However, because the FPGA can be reprogrammed, it is necessary to consider how to prevent an attacker from doing so. The answer is to depend on the physical arrangement of the platform within which the FPGA is deployed. Reprogramming of FPGAs takes place through specific physical connections to the FPGA die, usually exposed as pins on an FPGA package. If an attacker can be physically prevented from transmitting data to these pins, they are unable to reprogram the FPGA.

A practical FPGA ‘hardsec’ implementation therefore has a management pathway which is physically separate from input and output pathways. Only the management pathway is able to reprogram the FPGA, and an attacker having access only to input or output pathways cannot do so. Of course, in practice system operators will wish to minimise the frequency with which they need to physically visit any system. This can be achieved by accessing the management pathway via an out-of-band management network, the use of which is already standard practice for data centre equipment.

It is worth noting that although not widespread, the use of FPGAs in this manner is well established. High-security (‘government-grade’) cryptographic devices have been based on the use of FPGAs for many years (e.g. [5]). What is newer is the use of FPGAs for threat elimination.

Figure 1 – threat elimination with FPGA hardsec*

* Note that although three separate networks are shown, these networks could be physically collapsed using suitable encryption implementations, either on the CPUs shown or using additional hardware (to mitigate the risk of compromise to software cryptography implementations)

Developing threat elimination logic for FPGA hardsec

It is generally easier to develop functionality using software languages than using hardware description languages such as VHDL or Verilog. At first sight, this would appear to be a significant drawback for FPGA hardsec approaches.

In some cases, faced with such challenges, electronic engineers may consider using a hardware description language to implement a “soft” CPU within an FPGA, and then developing software for that soft CPU. For hardsec, this is an invalid approach, because the soft CPU reintroduces the Turing machine architecture that hardsec is designed to replace.

Instead, threat elimination functionality with hardsec can usually best be implemented using a “transform and verify“ approach as originally described by the United Kingdom′s National Cyber Security Centre (NCSC – a part of the UK′s GCHQ intelligence agency), in their “Pattern for Safely Importing Data” [6]. Software running on a CPU is used to transform data, and this transformed data is then sent as input to an FPGA where it is verified. For example, if a date field in the format ddd-mmm-yyyy is to be sanitised, software could be used to transform the date field to an integer number (for example, number of days since 1^st January 1970) and this integer number will then be verified using logic in the FPGA. Using a hardware description language (HDL), it is much easier to develop logic to verify an integer than to verify the original date format.
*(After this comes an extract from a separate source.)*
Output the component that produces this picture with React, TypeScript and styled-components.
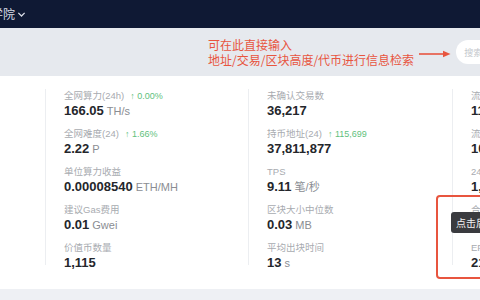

Once the verified (and hence safe) data has been output from the FPGA, it can be transformed back into the original format by software.

As an alternative to developing the verification functionality using an HDL, the HDL could be used to implement a low-power automaton (typically a Deterministic Finite Automaton) with the verification logic being defined as a state transition table for the DFA. To maintain the hardsec benefits, the DFA state transition table must only be programmable via the management pathway, along with the programming of the logic into the FPGA. With reference to [6] it is notable that in addition to the “verify” part of the pattern, FPGAs are also ideally suited for implementing the “flow control” part of the pattern.

A further benefit: functional decomposition with FPGAs

It is common for any practical logic implementation (for example, software) to incorporate a functional decomposition such that the overall functionality is achieved by combining multiple individual functions. However, the Turing-machine nature of a CPU platform is such that compromise of any one such software function could potentially lead to compromise or bypass of the software logic that enforces the functional decomposition, or to compromise of other functions in the decomposition.

Figure 2 – possible catastrophic effect of exploiting a vulnerability in a software implementation

With an FPGA implementation, the decomposition into functional blocks is carried out through simple wiring that connects distinct logic blocks. If an error in one of the functional logic blocks were to be in some way exploitable (even, for example, if that block were to implement a soft CPU which at some point started running malware) it would not be possible for that logic block to modify the wiring that enforces the functional decomposition, or to modify the functioning of any other logic block in the decomposition. This confidence in the decomposition provides immediate benefits at the top level: we can be confident that even if function A is compromised, function B will still be applied. However, functional decomposition can be applied iteratively, breaking all functionality down to the simplest levels in order to increase confidence throughout the design even in the absence of a formal proof.

Figure 3 – limited effect of exploiting a vulnerability in an FPGA implementation

Hardsec architectures

There are good reasons why the world is built on software and (near) Turing-machine CPUs. It would not be a practical suggestion to try and replicate all that can be achieved with software using hardware description languages. Yet hardware security already underpins all of this, through hardware processor features such as ring protection and virtual machine separation.

There are however clear problems with both software and hardware security. We have presented an alternative ‘hardsec’ architecture which overcomes many existing problems. The three key characteristics of this architecture are: the use of non-Turing-machine implementations; field upgradability; and a management (programming) pathway which is separated from any input pathway. The architecture can be practically implemented using FPGA technology.

This hardsec architecture can further be combined with the ‘transform and verify‘ approach introduced by the UK′s NCSC [6] to provide a robust and practical platform for threat elimination. Real world implementations of hardsec exist in the market today for some initial use cases.

References

[1] Intel®, “Intel Q3′17 ME 6.x/7.x/8.x/9.x/10.x/11.x, SPS 4.0, and TXE 3.0 Security Review Cumulative Update“,
https://www.intel.com/content/www/us/en/security-center/advisory/intel-sa-00086.html

[2] Adrian Tang, Simha Sethumadhavan, Salvatore Stolfo, “CLKSCREW: Exposing the perils of Security-Oblivious Energy Management”,
https://www.usenix.org/system/files/conference/usenixsecurity17/sec17-tang.pdf

[3] Rafal Wojtczuk, Joanna Rutkowska, Alexander Tereshkin, “Another way to circumvent Intel® Trusted Execution Technology”,
https://invisiblethingslab.com/resources/misc09/Another%20TXT%20Attack.pdf

[4] Intel®, “Intel Active Management Technology, Intel Small Business Technology, and Intel Standard Manageability Escalation of Privilege”,
https://www.intel.com/content/www/us/en/security-center/advisory/intel-sa-00075.html

[5] Airbus Defence and Space Inc, “Ectocryp® Blue“,
http://ectocrypusa.com/blue/ECTOCRYP-Blue-overview.asp

[6] UK NCSC, “Pattern for safely importing data”,
https://ncsc.gov.uk/guidance/pattern-safely-importing-data